Pending applications count. Amazon accepts applications that are still under USPTO examination — including intent-to-use filings. Since USPTO examination takes the better part of a year, filing early and enrolling with the pending serial number is the standard playbook for new brands.
Which Trademark Should You File?
Word mark first
A standard character word mark protects the name itself in any font or styling — and it's the filing that most cleanly satisfies Amazon's text-based mark requirement. If you only file one thing, file this.
Class selection follows your products
File in the class that covers what you actually sell: Class 25 for apparel, Class 9 for electronics, Class 3 for cosmetics, Class 21 for kitchenware, and so on. Amazon doesn't require any particular class — but your trademark only protects you in the classes you register, so filing in the wrong class weakens the legal rights behind your Brand Registry enrollment even if Amazon accepts it.
Skip design-only filings for Registry purposes
A logo-only mark (no readable words) is valuable brand protection but won't get you into Brand Registry by itself. Brands with a strong visual identity typically file both: word mark for the Registry and core protection, design mark for the logo.
Amazon IP Accelerator: The Shortcut
Amazon's IP Accelerator program connects sellers with vetted trademark law firms at pre-negotiated rates. The real benefit isn't the price — it's timing: brands that file through an IP Accelerator firm get Brand Registry access immediately upon filing, without waiting for the application to enter the USPTO database and verification queue. For sellers in fast-moving categories where hijackers appear within weeks of a product taking off, that head start matters.
The Enrollment Process
- File your trademark application (or have your registration certificate ready) and note the serial or registration number.
- Create a Brand Registry account at brandregistry.amazon.com using your Seller Central credentials.
- Submit the brand name, trademark number, mark type, and product images showing the brand on the product or packaging.
- Amazon sends a verification code to the contact on file with the trademark office — usually your attorney. They forward it to you; you enter it to complete enrollment.
- Approval typically takes a few days once the code is submitted.
The verification code trap: Amazon contacts the correspondent listed on the USPTO record. If you filed through a low-cost filing service that won't forward the code — or the correspondent email is stale — enrollment stalls.
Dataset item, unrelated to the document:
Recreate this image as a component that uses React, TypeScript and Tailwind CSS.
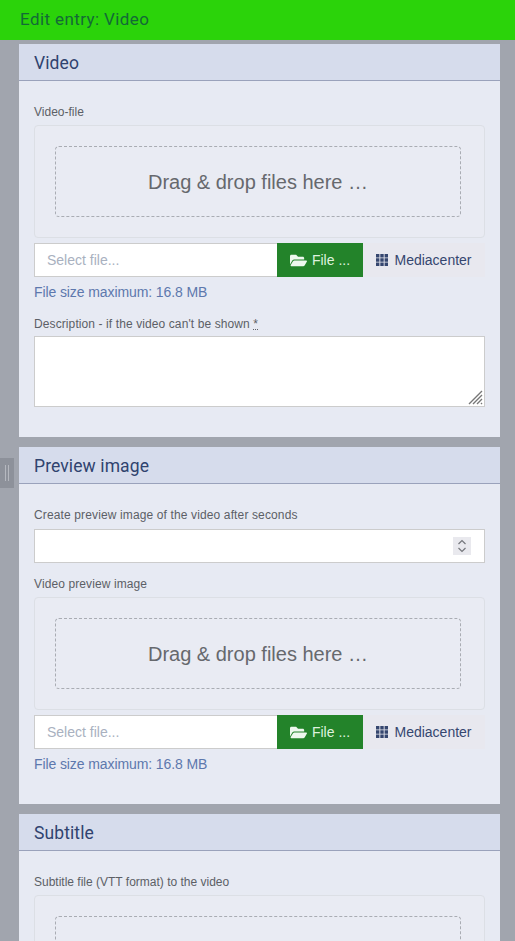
import { FaFolderOpen } from "react-icons/fa";

const Label = ({ children }: { children: React.ReactNode }) => (
  <div className="font-['Liberation_Sans',sans-serif] text-[12px] leading-[14px] text-[#5c5f66]">{children}</div>
);

const PanelTitle = ({ title }: { title: string }) => (
  <div className="h-[37px] pl-[15px] pt-[2px] flex items-center bg-[#d6dcec] border-b border-[#9aa2bb] font-['Roboto',sans-serif] text-[17.5px] tracking-[0.1px] text-[#30436f]">
    {title}
  </div>
);

const DropZone = ({ text }: { text?: string }) => (
  <div className="h-[113px] mt-[6px] pt-5 pl-5 pr-[23px] rounded-[4px] border border-[#dcdfe5] bg-[#e9ebf3]">
    <div className="h-[71px] flex items-center justify-center rounded-[4px] border border-dashed border-[#a9acb3] font-['Liberation_Sans',sans-serif] text-[20px] text-[#66686d]">
      {text}
    </div>
  </div>
);

// 3x3 grid, tighter than the package's th icon
const GridIcon = () => (
  <svg width="12" height="12" viewBox="0 0 12 12" fill="currentColor">
    <path d="M0 0h3.4v3.4H0zM4.3 0h3.4v3.4H4.3zM8.6 0H12v3.4H8.6zM0 4.3h3.4v3.4H0zM4.3 4.3h3.4v3.4H4.3zM8.6 4.3H12v3.4H8.6zM0 8.6h3.4V12H0zM4.3 8.6h3.4V12H4.3zM8.6 8.6H12V12H8.6z" />
  </svg>
);

const FileRow = () => (
  <>
    <div className="flex h-[34px] mt-[5px] font-['Liberation_Sans',sans-serif] text-[14px]">
      <div className="w-[243px] pl-3 flex items-center bg-white border border-[#cccccc] border-r-0 text-[#a9b1c0]">
        Select file...
      </div>
      <div className="w-[86px] flex items-center justify-center gap-[5px] bg-[#23832a] text-[#dff2df]">
        <FaFolderOpen className="text-[17px] text-[#eef8ee]" />
        File ...
      </div>
      <div className="w-[122px] flex items-center justify-center gap-[6px] bg-[#e8e8ef] text-[#35466f]">
        <GridIcon />
        Mediacenter
      </div>
    </div>
    <div className="mt-[7px] font-['Liberation_Sans',sans-serif] text-[14px] tracking-[-0.1px] leading-[16px] text-[#5d78ad]">
      File size maximum: 16.8 MB
    </div>
  </>
);

export default function App() {
  return (
    <div className="relative h-[941px] overflow-hidden bg-[#a1a5ae]">
      <div className="h-10 pl-5 flex items-center bg-[#2bd30a] font-['Roboto',sans-serif] text-[17px] tracking-[0.4px] text-[#136a37]">
        Edit entry: Video
      </div>

      {/* sidebar grip */}
      <div className="absolute left-0 top-[458px] w-[14px] h-[30px] flex justify-center gap-[2px] py-[7px] bg-[#8d919a]">
        <div className="w-px bg-[#b5b8bf]" />
        <div className="w-px bg-[#b5b8bf]" />
      </div>

      <div className="w-[481px] ml-[19px] mt-1 flex flex-col gap-[10px]">
        <section className="h-[393px] bg-[#e7eaf3]">
          <PanelTitle title="Video" />
          <div className="px-[15px] pt-[24px]">
            <Label>Video-file</Label>
            <DropZone text="Drag & drop files here …" />
            <FileRow />
            <div className="mt-[17px] tracking-[0.1px]">
              <Label>Description - if the video can't be shown <span className="underline decoration-dotted">*</span></Label>
            </div>
            <div className="relative h-[71px] mt-[5px] bg-white border border-[#cccccc]">
              <svg className="absolute right-px bottom-px" width="15" height="15" viewBox="0 0 15 15" stroke="#777777" strokeWidth="1.4">
                <path d="M1 14 L14 1 M5 14 L14 5 M9 14 L14 9 M13 14 L14 13" />
              </svg>
            </div>
          </div>
        </section>

        <section className="h-[357px] bg-[#e7eaf3]">
          <PanelTitle title="Preview image" />
          <div className="px-[15px] pt-[24px]">
            <div className="tracking-[0.13px]">
              <Label>Create preview image of the video after seconds</Label>
            </div>
            <div className="relative h-[34px] mt-[7px] bg-white border border-[#cccccc]">
              <div className="absolute right-[13px] top-[7px] w-[18px] h-[18px] flex items-center justify-center bg-[#e9e9ee]">
                <svg width="10" height="14" viewBox="0 0 10 14" fill="none" stroke="#75777c" strokeWidth="1.2">
                  <path d="M1.5 5 L5 1.5 L8.5 5 M1.5 9 L5 12.5 L8.5 9" />
                </svg>
              </div>
            </div>
            <div className="mt-[14px] tracking-[0.1px]">
              <Label>Video preview image</Label>
            </div>
            <DropZone text="Drag & drop files here …" />
            <FileRow />
          </div>
        </section>

        <section className="h-[200px] bg-[#e7eaf3]">
          <PanelTitle title="Subtitle" />
          <div className="px-[15px] pt-[24px]">
            <Label>Subtitle file (VTT format) to the video</Label>
            <DropZone />
          </div>
        </section>
      </div>
    </div>
  );
}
Make sure whoever is listed as correspondent on your application knows the code is coming and will pass it along.
What Brand Registry Doesn't Do
Brand Registry is an Amazon program, not a legal right. It doesn't stop infringement off Amazon, it doesn't replace enforcement against persistent counterfeiters, and Amazon can be slow on edge cases like lookalike packaging that doesn't copy your name. The trademark behind your enrollment is what gives you options beyond Amazon's tools: cease and desist letters, UDRP domain disputes, customs recordation, and federal court if it comes to that.
Think of it this way: the trademark is the asset; Brand Registry is one of the places you deploy it.
Frequently Asked Questions
Can I join Amazon Brand Registry with a pending trademark application?
Yes. Amazon accepts pending applications for the U.S. and most other marketplaces, including intent-to-use filings. You enroll with the application serial number. If the application is later refused or abandoned, Amazon can revoke the enrollment, so the application still needs to succeed.
Does my trademark need to be registered in every country I sell in?
Brand Registry enrollment is per-country: a USPTO mark covers amazon.com, an EUIPO mark covers the European marketplaces, a UKIPO mark covers amazon.co.uk, and so on. You enroll each marketplace with the corresponding national or regional trademark.
What if someone else enrolled my brand name in Brand Registry first?
This happens with brand squatters and rogue distributors. If you own the trademark, you can dispute the enrollment through Brand Registry support with your registration details. If the squatter owns a registration for your name, you have a bigger problem — a TTAB cancellation proceeding or negotiation — which is exactly why filing early matters.